Recorded data:
►

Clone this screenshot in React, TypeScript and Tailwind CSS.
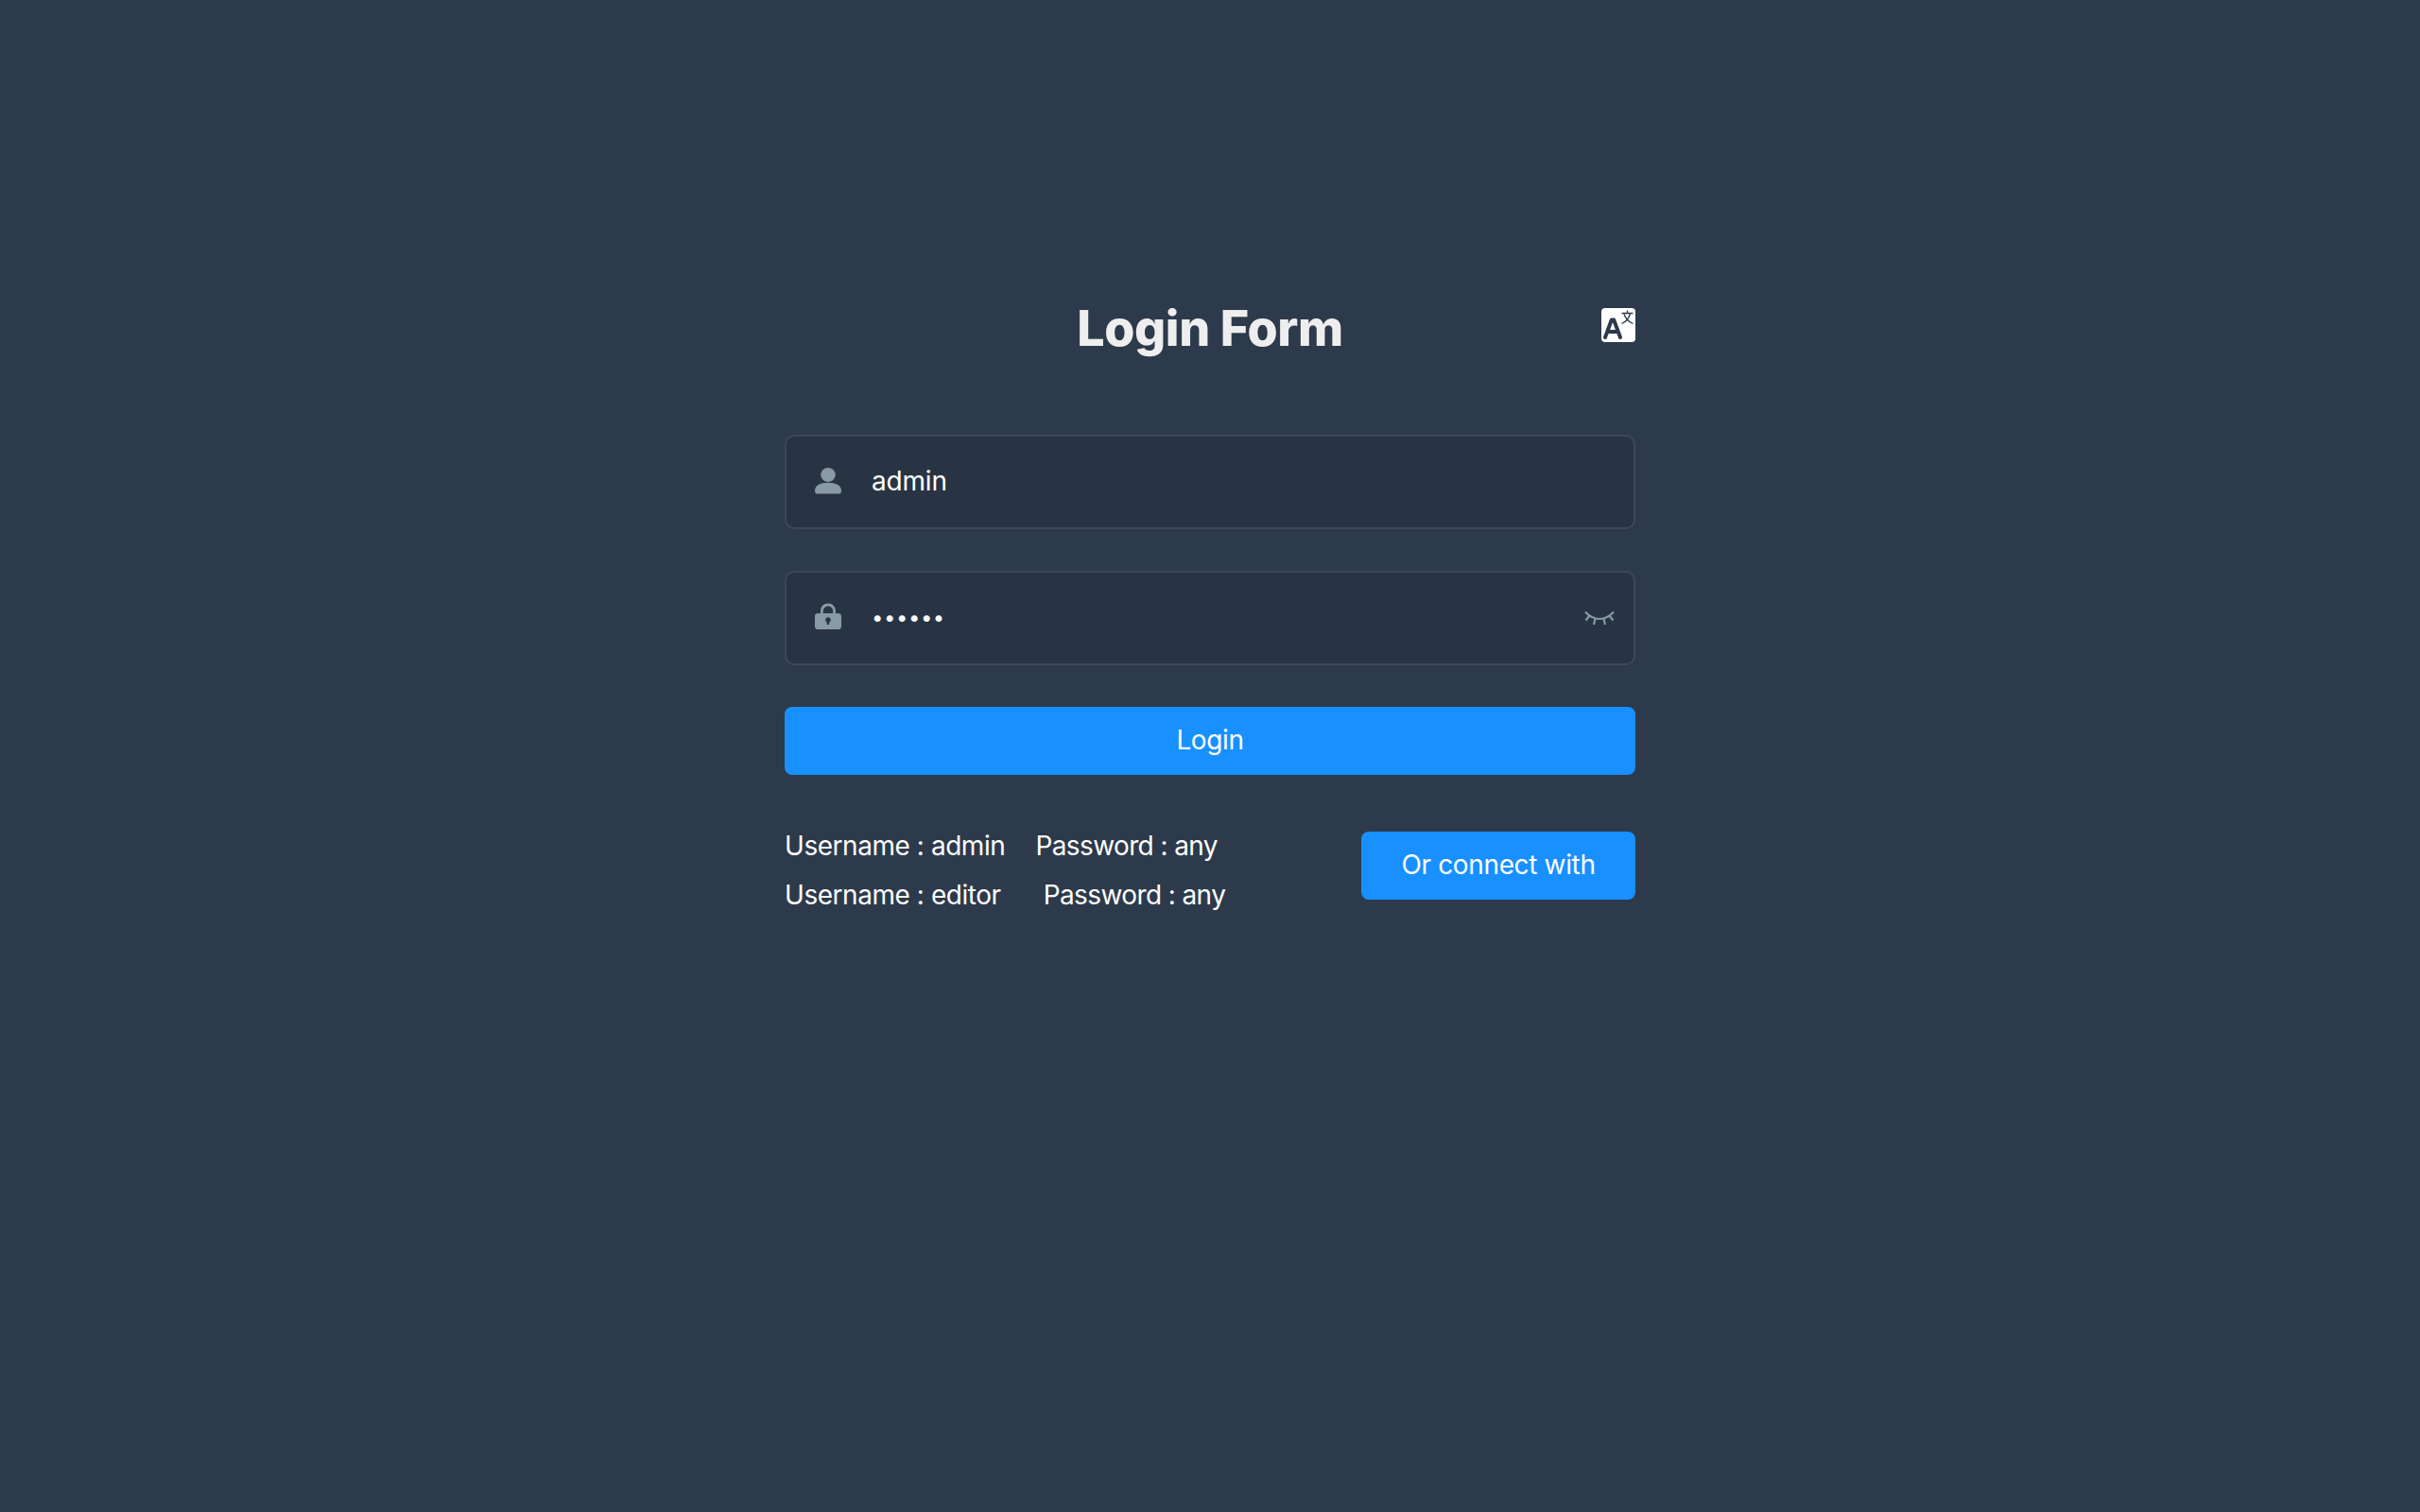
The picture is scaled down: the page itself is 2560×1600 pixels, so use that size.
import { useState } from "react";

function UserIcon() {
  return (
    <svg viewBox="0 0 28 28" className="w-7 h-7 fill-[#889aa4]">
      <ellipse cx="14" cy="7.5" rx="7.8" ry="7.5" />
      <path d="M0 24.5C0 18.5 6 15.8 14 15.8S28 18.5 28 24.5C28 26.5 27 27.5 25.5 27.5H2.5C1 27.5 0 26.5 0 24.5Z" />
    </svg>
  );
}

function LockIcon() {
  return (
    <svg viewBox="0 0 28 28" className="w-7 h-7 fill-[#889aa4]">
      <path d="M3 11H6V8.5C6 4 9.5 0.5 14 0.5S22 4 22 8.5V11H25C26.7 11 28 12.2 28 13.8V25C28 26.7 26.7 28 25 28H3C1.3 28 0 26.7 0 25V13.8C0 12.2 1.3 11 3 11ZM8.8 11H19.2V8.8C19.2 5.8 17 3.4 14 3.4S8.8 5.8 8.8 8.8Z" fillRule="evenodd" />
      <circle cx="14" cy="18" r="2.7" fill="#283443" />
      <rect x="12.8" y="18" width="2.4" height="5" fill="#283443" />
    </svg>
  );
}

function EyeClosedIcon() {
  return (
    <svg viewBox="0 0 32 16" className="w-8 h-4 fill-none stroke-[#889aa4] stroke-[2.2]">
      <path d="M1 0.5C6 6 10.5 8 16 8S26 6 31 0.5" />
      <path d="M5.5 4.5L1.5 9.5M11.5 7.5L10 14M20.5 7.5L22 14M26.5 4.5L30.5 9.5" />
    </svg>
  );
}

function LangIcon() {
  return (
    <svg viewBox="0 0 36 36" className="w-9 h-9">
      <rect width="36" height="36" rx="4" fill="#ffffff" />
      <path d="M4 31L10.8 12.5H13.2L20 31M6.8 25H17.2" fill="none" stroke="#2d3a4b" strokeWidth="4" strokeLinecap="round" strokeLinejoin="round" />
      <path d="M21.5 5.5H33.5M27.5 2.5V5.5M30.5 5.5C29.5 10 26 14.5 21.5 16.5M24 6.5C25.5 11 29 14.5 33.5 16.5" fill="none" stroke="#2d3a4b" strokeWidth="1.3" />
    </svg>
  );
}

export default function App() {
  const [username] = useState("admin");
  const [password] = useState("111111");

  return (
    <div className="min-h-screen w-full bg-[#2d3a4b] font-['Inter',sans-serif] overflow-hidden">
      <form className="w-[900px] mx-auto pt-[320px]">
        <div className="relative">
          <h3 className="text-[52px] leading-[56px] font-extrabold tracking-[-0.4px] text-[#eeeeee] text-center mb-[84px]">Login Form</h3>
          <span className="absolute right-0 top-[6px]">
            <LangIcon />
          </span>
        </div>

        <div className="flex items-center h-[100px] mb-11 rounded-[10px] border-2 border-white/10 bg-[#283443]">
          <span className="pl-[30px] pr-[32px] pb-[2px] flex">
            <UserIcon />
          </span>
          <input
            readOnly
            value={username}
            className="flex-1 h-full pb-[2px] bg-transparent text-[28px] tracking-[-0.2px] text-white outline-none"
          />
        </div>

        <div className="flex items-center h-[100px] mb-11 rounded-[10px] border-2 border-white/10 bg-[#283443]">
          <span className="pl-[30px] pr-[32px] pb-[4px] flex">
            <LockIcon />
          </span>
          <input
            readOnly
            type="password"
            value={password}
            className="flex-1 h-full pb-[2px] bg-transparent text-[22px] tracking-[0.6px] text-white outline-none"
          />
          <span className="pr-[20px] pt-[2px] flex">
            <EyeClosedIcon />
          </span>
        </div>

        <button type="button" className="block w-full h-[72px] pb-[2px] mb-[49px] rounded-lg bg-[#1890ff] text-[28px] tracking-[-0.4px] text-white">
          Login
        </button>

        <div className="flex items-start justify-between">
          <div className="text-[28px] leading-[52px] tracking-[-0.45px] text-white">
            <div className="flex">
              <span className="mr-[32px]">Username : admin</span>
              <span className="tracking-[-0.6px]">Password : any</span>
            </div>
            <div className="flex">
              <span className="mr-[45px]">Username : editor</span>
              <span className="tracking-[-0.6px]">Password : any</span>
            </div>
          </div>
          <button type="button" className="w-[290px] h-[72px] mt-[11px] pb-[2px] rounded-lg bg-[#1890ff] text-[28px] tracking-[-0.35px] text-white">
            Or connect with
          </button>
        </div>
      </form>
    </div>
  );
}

◄

Stated goal:
Copy every line of the data word for word, omitting the images.

Correct response:
Clone this screenshot in React, TypeScript and Tailwind CSS.
The picture is scaled down: the page itself is 2560×1600 pixels, so use that size.
import { useState } from "react";

function UserIcon() {
  return (
    <svg viewBox="0 0 28 28" className="w-7 h-7 fill-[#889aa4]">
      <ellipse cx="14" cy="7.5" rx="7.8" ry="7.5" />
      <path d="M0 24.5C0 18.5 6 15.8 14 15.8S28 18.5 28 24.5C28 26.5 27 27.5 25.5 27.5H2.5C1 27.5 0 26.5 0 24.5Z" />
    </svg>
  );
}

function LockIcon() {
  return (
    <svg viewBox="0 0 28 28" className="w-7 h-7 fill-[#889aa4]">
      <path d="M3 11H6V8.5C6 4 9.5 0.5 14 0.5S22 4 22 8.5V11H25C26.7 11 28 12.2 28 13.8V25C28 26.7 26.7 28 25 28H3C1.3 28 0 26.7 0 25V13.8C0 12.2 1.3 11 3 11ZM8.8 11H19.2V8.8C19.2 5.8 17 3.4 14 3.4S8.8 5.8 8.8 8.8Z" fillRule="evenodd" />
      <circle cx="14" cy="18" r="2.7" fill="#283443" />
      <rect x="12.8" y="18" width="2.4" height="5" fill="#283443" />
    </svg>
  );
}

function EyeClosedIcon() {
  return (
    <svg viewBox="0 0 32 16" className="w-8 h-4 fill-none stroke-[#889aa4] stroke-[2.2]">
      <path d="M1 0.5C6 6 10.5 8 16 8S26 6 31 0.5" />
      <path d="M5.5 4.5L1.5 9.5M11.5 7.5L10 14M20.5 7.5L22 14M26.5 4.5L30.5 9.5" />
    </svg>
  );
}

function LangIcon() {
  return (
    <svg viewBox="0 0 36 36" className="w-9 h-9">
      <rect width="36" height="36" rx="4" fill="#ffffff" />
      <path d="M4 31L10.8 12.5H13.2L20 31M6.8 25H17.2" fill="none" stroke="#2d3a4b" strokeWidth="4" strokeLinecap="round" strokeLinejoin="round" />
      <path d="M21.5 5.5H33.5M27.5 2.5V5.5M30.5 5.5C29.5 10 26 14.5 21.5 16.5M24 6.5C25.5 11 29 14.5 33.5 16.5" fill="none" stroke="#2d3a4b" strokeWidth="1.3" />
    </svg>
  );
}

export default function App() {
  const [username] = useState("admin");
  const [password] = useState("111111");

  return (
    <div className="min-h-screen w-full bg-[#2d3a4b] font-['Inter',sans-serif] overflow-hidden">
      <form className="w-[900px] mx-auto pt-[320px]">
        <div className="relative">
          <h3 className="text-[52px] leading-[56px] font-extrabold tracking-[-0.4px] text-[#eeeeee] text-center mb-[84px]">Login Form</h3>
          <span className="absolute right-0 top-[6px]">
            <LangIcon />
          </span>
        </div>

        <div className="flex items-center h-[100px] mb-11 rounded-[10px] border-2 border-white/10 bg-[#283443]">
          <span className="pl-[30px] pr-[32px] pb-[2px] flex">
            <UserIcon />
          </span>
          <input
            readOnly
            value={username}
            className="flex-1 h-full pb-[2px] bg-transparent text-[28px] tracking-[-0.2px] text-white outline-none"
          />
        </div>

        <div className="flex items-center h-[100px] mb-11 rounded-[10px] border-2 border-white/10 bg-[#283443]">
          <span className="pl-[30px] pr-[32px] pb-[4px] flex">
            <LockIcon />
          </span>
          <input
            readOnly
            type="password"
            value={password}
            className="flex-1 h-full pb-[2px] bg-transparent text-[22px] tracking-[0.6px] text-white outline-none"
          />
          <span className="pr-[20px] pt-[2px] flex">
            <EyeClosedIcon />
          </span>
        </div>

        <button type="button" className="block w-full h-[72px] pb-[2px] mb-[49px] rounded-lg bg-[#1890ff] text-[28px] tracking-[-0.4px] text-white">
          Login
        </button>

        <div className="flex items-start justify-between">
          <div className="text-[28px] leading-[52px] tracking-[-0.45px] text-white">
            <div className="flex">
              <span className="mr-[32px]">Username : admin</span>
              <span className="tracking-[-0.6px]">Password : any</span>
            </div>
            <div className="flex">
              <span className="mr-[45px]">Username : editor</span>
              <span className="tracking-[-0.6px]">Password : any</span>
            </div>
          </div>
          <button type="button" className="w-[290px] h-[72px] mt-[11px] pb-[2px] rounded-lg bg-[#1890ff] text-[28px] tracking-[-0.35px] text-white">
            Or connect with
          </button>
        </div>
      </form>
    </div>
  );
}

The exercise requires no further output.